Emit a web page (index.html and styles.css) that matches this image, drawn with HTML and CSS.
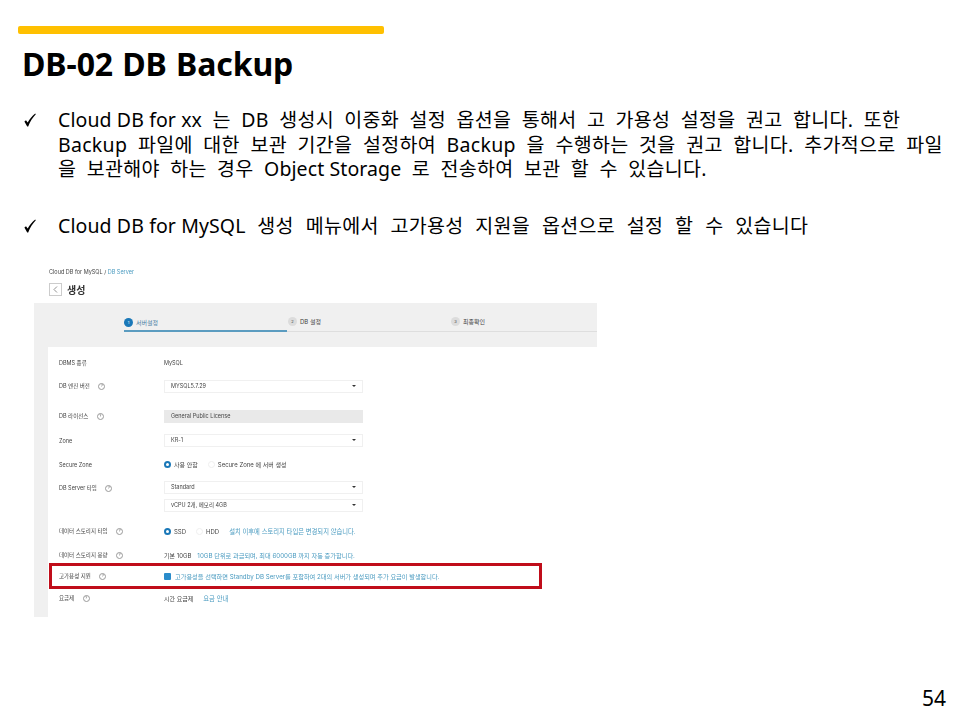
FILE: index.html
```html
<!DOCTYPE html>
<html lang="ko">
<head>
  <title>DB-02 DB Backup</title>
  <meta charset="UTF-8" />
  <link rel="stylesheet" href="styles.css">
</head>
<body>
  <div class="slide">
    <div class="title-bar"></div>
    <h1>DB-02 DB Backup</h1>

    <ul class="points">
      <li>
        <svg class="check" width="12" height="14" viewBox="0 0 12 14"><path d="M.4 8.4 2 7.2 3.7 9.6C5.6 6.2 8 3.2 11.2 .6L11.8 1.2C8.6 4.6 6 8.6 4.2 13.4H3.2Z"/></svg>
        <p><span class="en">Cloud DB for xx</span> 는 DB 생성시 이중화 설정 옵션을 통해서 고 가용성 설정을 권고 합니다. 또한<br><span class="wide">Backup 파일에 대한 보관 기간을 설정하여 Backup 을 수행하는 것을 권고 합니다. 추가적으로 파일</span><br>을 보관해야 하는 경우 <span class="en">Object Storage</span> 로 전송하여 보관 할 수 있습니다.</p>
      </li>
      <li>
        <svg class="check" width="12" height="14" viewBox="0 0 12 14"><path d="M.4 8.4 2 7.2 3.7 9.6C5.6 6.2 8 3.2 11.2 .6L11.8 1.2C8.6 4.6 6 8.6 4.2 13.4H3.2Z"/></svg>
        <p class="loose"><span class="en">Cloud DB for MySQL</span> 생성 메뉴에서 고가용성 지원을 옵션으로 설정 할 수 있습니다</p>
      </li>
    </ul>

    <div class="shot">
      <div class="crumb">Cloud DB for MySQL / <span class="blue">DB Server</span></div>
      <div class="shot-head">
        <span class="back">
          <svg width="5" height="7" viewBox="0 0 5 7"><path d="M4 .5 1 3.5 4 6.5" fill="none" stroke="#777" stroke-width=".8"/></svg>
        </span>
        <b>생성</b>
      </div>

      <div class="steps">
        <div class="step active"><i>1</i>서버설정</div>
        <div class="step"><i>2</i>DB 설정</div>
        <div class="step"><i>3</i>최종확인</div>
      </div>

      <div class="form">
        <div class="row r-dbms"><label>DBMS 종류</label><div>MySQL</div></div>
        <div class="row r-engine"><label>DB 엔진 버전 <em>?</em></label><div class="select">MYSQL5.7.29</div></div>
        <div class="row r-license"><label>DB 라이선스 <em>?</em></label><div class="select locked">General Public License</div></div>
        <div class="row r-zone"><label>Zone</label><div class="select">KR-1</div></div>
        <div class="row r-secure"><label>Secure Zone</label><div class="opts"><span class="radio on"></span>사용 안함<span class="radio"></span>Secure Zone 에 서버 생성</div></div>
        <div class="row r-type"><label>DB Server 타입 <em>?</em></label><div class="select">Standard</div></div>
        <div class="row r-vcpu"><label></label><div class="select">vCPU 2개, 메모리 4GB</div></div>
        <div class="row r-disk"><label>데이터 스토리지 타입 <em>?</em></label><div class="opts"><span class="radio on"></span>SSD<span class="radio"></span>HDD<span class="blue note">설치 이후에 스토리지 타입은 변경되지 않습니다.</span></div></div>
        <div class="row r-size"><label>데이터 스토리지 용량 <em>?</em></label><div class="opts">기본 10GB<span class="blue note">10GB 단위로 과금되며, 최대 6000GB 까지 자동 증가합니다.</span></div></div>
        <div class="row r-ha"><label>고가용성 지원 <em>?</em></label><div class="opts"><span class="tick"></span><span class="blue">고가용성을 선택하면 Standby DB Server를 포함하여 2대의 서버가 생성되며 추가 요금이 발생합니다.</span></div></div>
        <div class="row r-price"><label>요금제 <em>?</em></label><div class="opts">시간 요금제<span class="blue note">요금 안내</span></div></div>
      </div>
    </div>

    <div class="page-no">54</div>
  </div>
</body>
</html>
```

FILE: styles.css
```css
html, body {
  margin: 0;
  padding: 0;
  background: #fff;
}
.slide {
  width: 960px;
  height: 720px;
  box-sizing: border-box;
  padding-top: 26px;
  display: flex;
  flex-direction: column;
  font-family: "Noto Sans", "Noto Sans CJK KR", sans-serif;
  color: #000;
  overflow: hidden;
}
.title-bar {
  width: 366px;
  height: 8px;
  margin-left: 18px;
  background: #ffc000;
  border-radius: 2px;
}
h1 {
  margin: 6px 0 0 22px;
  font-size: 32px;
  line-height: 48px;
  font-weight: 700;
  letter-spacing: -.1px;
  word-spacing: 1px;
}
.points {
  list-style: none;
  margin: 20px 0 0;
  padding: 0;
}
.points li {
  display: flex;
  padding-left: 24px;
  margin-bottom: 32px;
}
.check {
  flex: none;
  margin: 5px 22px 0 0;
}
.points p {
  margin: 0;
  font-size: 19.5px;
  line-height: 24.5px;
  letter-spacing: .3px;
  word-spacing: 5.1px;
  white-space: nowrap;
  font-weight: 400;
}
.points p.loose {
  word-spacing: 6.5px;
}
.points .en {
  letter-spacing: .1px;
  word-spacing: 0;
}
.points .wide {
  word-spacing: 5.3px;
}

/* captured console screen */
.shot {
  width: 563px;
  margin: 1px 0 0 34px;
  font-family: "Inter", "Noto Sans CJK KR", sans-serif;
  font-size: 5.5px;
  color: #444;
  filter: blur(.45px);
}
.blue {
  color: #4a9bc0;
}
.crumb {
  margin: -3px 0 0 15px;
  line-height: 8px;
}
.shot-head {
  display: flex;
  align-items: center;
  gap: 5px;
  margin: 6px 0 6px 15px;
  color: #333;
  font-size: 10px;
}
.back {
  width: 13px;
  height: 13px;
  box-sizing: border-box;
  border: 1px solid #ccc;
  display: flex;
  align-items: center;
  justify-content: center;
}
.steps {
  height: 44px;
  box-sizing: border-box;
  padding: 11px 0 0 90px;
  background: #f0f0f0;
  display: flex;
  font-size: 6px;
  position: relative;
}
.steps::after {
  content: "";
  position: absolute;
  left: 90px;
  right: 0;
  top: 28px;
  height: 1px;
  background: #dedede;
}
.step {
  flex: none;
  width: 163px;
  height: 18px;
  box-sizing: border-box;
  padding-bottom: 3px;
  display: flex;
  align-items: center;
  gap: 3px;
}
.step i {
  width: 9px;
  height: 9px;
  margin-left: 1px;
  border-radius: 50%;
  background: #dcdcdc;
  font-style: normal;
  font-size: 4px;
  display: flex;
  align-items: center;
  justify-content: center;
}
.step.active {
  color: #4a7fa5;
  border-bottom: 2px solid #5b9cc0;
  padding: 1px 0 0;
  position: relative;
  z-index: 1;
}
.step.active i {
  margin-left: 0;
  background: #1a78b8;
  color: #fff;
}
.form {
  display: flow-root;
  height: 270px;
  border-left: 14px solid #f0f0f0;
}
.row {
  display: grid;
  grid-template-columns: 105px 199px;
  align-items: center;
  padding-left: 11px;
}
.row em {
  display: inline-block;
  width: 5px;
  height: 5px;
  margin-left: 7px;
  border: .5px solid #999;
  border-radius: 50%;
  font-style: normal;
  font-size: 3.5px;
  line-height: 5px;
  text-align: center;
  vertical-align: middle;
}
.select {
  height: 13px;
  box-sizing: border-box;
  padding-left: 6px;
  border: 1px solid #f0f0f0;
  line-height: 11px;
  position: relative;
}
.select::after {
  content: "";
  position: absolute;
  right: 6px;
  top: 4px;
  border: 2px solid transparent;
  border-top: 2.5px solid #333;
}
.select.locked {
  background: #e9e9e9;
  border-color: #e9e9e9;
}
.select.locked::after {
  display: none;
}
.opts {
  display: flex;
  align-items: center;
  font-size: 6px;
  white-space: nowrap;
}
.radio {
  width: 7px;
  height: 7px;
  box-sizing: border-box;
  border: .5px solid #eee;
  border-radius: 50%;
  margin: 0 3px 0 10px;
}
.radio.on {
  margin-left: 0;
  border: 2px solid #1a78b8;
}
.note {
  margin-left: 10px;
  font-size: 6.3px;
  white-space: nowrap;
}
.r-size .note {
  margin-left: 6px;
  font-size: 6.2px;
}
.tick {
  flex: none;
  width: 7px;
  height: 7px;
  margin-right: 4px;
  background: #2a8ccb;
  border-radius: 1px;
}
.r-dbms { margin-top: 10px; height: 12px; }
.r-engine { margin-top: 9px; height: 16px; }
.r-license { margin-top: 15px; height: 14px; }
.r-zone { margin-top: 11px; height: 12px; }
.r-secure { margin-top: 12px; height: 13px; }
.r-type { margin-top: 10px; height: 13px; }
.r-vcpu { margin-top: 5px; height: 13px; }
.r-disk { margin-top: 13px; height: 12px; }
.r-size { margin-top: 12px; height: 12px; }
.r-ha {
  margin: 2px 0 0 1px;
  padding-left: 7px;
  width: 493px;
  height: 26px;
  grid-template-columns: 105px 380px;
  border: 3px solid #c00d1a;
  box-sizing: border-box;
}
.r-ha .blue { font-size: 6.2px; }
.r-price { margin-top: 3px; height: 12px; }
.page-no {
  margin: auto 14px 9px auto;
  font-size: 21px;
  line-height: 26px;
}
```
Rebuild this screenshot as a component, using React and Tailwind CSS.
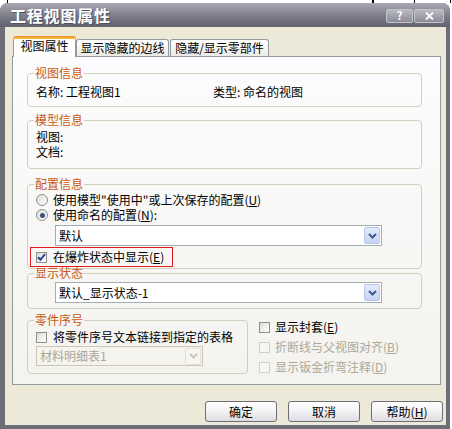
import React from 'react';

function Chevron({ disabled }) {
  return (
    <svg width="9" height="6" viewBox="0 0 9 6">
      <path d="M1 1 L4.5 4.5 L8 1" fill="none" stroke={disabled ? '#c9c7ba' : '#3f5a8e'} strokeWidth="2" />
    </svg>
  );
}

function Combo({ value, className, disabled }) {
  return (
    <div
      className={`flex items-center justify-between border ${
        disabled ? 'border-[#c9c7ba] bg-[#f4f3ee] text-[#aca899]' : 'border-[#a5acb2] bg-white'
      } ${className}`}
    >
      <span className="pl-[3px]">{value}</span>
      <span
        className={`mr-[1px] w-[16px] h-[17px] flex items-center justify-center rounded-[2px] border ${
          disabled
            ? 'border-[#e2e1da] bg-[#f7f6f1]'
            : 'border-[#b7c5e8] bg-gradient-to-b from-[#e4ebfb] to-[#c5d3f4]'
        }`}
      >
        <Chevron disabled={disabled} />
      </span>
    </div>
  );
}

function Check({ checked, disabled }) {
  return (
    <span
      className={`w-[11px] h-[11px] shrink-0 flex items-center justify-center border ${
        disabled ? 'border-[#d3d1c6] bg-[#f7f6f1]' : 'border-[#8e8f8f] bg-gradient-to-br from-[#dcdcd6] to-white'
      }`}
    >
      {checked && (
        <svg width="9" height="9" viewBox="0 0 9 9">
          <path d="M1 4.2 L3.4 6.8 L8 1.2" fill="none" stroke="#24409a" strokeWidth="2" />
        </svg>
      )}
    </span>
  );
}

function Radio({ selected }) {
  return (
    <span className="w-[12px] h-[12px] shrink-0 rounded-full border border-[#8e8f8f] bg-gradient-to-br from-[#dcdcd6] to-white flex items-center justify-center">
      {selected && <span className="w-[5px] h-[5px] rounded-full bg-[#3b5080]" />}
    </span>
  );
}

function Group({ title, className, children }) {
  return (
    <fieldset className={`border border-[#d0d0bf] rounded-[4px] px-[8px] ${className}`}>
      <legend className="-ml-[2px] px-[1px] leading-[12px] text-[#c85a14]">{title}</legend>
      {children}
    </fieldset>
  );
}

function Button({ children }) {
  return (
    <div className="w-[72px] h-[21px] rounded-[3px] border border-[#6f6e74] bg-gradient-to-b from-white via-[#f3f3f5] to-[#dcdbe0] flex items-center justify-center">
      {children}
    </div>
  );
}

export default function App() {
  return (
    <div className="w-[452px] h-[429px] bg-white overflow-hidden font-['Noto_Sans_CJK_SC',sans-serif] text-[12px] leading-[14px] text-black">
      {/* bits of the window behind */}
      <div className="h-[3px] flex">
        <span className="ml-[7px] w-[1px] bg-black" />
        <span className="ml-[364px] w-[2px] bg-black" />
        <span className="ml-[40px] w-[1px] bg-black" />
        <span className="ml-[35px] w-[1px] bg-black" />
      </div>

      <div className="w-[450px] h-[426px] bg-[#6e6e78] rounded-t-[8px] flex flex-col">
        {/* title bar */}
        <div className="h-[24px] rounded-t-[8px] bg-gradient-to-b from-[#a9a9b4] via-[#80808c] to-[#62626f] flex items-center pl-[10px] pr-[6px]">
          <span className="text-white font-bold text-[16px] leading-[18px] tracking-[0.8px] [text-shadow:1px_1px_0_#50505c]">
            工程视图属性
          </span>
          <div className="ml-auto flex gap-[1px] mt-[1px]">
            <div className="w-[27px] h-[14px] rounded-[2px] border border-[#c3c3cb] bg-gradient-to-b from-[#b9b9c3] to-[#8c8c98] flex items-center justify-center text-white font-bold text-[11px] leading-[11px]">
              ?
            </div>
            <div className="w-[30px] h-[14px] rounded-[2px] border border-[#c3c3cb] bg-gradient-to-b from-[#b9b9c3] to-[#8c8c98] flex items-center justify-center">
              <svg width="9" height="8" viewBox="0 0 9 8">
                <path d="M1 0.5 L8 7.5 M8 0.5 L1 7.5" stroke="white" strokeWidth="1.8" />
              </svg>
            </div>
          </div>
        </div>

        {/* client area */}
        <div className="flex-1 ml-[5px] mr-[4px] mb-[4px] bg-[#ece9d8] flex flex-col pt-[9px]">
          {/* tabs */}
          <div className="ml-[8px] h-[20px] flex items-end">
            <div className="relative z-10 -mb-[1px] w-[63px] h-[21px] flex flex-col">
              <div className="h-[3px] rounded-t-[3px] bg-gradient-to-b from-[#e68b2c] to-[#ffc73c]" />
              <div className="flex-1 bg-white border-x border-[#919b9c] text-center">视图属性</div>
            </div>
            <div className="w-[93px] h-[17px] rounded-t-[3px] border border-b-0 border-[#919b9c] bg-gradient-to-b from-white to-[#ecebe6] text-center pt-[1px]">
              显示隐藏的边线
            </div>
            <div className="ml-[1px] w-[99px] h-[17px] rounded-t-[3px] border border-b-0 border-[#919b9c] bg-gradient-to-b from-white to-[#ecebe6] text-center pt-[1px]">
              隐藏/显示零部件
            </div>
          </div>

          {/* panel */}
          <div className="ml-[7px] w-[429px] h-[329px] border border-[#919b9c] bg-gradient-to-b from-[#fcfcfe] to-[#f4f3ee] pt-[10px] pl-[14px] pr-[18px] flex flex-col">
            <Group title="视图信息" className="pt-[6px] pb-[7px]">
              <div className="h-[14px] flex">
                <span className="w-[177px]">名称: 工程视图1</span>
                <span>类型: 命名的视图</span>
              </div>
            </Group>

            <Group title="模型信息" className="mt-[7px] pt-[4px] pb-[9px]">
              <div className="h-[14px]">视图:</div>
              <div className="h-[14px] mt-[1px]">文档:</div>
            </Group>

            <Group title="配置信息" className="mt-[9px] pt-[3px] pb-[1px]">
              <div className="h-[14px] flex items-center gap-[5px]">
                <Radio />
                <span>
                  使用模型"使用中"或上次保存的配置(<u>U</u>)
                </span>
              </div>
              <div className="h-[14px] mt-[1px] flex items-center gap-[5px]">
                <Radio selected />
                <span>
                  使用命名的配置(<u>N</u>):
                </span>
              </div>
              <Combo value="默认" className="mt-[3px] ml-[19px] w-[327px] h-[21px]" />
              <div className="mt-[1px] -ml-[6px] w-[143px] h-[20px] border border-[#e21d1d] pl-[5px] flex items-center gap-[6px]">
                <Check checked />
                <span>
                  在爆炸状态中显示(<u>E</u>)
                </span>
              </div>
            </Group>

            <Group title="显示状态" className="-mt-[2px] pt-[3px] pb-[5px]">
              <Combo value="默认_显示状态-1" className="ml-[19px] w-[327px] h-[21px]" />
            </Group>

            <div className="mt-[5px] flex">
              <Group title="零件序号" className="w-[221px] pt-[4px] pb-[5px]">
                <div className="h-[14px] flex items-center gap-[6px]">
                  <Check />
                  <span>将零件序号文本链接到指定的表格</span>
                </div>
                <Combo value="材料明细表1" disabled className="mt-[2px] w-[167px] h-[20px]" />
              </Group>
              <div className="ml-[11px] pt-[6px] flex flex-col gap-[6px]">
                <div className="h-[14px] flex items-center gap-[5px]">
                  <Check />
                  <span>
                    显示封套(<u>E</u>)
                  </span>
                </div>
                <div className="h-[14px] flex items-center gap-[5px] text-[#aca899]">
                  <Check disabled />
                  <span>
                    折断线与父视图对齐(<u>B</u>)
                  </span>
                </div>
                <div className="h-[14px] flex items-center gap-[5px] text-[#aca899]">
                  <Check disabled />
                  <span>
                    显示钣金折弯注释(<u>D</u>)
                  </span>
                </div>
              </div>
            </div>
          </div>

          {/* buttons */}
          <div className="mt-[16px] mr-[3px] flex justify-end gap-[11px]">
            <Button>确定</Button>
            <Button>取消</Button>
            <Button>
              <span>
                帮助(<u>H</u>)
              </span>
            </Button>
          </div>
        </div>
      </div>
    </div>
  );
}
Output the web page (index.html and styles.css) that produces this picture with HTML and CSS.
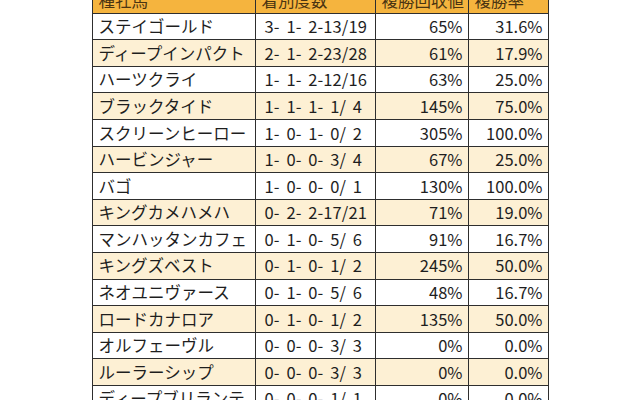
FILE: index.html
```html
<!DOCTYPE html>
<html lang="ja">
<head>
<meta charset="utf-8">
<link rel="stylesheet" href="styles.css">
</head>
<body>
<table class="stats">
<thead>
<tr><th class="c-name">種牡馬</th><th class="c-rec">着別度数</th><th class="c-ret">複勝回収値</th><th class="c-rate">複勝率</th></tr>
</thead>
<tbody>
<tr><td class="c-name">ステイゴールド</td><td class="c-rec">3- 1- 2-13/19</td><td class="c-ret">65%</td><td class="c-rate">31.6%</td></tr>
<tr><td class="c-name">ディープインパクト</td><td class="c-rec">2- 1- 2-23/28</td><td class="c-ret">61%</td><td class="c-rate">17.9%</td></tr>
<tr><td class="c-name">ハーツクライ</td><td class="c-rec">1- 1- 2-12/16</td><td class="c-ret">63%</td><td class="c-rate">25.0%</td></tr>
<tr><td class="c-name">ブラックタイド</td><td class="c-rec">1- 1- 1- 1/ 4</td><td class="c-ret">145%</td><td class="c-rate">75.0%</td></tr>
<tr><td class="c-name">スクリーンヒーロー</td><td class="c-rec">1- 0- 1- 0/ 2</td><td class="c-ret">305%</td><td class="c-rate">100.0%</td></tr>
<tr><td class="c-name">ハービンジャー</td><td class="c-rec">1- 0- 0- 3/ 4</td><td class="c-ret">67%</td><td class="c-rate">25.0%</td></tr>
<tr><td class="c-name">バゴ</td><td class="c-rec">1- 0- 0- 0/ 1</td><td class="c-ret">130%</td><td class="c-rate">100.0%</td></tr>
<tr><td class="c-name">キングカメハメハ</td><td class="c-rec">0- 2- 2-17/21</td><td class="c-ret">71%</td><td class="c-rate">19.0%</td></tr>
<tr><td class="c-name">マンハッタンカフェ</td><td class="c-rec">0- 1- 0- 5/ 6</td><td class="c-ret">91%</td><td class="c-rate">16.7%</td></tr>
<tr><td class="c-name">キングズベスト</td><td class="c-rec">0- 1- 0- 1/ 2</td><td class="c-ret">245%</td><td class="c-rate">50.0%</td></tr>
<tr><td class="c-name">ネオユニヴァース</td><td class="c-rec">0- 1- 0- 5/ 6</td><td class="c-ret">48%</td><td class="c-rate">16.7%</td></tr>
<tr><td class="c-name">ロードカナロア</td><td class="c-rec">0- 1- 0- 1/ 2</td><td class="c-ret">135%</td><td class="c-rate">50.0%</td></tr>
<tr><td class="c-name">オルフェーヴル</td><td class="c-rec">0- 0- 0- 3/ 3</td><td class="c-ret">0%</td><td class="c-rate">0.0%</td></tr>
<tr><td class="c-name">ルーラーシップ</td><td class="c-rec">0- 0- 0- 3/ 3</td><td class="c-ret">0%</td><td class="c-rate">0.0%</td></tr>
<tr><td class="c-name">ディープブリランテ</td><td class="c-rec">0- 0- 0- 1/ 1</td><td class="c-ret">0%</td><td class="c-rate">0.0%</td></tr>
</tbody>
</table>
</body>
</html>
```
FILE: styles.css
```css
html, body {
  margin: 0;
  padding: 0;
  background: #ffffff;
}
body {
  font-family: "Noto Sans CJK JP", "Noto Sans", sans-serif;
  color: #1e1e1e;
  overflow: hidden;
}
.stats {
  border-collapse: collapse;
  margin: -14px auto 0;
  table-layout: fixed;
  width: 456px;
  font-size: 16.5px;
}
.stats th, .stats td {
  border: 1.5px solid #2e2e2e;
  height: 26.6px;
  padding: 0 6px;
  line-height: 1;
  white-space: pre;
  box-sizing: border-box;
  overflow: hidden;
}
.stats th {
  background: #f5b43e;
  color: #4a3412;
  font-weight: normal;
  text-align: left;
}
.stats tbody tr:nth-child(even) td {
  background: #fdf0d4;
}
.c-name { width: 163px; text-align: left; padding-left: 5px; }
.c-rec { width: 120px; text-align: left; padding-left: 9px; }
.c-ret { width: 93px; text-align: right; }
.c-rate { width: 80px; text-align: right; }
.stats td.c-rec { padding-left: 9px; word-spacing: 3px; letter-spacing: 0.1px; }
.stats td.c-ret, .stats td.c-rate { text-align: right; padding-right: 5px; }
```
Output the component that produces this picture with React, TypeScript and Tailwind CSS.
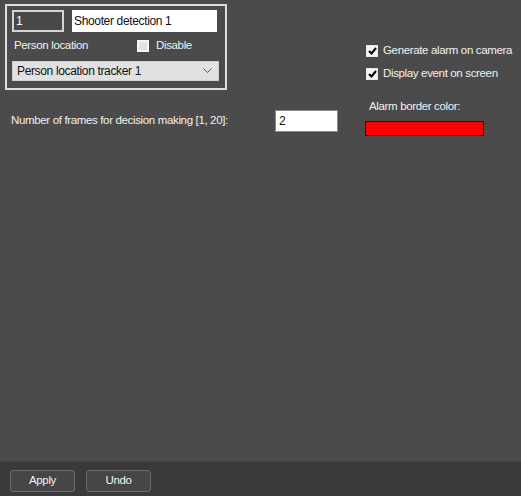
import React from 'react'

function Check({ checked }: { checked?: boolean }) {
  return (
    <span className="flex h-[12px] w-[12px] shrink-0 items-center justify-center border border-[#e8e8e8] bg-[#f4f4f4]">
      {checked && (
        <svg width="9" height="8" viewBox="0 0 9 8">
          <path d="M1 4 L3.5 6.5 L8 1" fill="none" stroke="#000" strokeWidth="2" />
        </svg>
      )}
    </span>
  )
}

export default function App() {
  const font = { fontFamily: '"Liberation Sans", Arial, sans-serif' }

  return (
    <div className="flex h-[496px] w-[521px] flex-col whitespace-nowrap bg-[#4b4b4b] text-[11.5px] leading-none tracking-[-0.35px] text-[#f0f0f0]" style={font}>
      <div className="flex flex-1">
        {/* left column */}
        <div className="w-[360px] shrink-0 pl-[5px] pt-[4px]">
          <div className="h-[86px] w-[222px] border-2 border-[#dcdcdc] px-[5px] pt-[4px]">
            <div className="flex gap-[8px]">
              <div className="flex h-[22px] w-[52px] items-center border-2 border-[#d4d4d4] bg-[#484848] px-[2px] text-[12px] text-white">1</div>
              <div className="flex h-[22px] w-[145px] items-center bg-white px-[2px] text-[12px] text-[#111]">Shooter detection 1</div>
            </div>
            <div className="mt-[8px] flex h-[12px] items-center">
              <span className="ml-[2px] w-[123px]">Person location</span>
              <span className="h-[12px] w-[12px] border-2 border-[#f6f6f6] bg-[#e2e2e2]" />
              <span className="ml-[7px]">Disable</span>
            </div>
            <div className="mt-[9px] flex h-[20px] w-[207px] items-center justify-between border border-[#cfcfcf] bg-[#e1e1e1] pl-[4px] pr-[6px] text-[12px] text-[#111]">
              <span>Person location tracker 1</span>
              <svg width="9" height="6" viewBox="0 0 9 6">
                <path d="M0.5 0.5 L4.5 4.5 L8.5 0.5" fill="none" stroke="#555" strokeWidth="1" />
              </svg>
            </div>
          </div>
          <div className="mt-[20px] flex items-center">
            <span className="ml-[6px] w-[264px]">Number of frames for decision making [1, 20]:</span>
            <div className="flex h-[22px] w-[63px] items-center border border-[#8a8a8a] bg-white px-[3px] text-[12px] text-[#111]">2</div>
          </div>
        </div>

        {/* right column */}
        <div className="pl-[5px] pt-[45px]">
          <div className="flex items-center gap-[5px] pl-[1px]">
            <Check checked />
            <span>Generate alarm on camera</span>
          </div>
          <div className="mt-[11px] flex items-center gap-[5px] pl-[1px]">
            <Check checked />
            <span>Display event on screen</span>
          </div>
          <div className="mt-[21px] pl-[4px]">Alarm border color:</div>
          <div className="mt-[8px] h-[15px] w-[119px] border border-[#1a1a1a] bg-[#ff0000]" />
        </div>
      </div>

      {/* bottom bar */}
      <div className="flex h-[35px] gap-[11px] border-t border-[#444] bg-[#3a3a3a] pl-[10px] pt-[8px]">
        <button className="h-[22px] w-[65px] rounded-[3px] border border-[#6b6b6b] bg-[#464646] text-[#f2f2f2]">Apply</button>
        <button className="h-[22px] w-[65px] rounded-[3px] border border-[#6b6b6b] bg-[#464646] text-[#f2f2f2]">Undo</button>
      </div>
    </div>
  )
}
******
## [Exercise instructions]
Your task is to pick out every line with the string "page" and copy it.

## [Task answer]
Emit a web page (index.html and styles.css) that matches this image, drawn with HTML and CSS.
    <div class="page-no">54</div>
.page-no {
Output the web page (index.html and styles.css) that produces this picture with HTML and CSS.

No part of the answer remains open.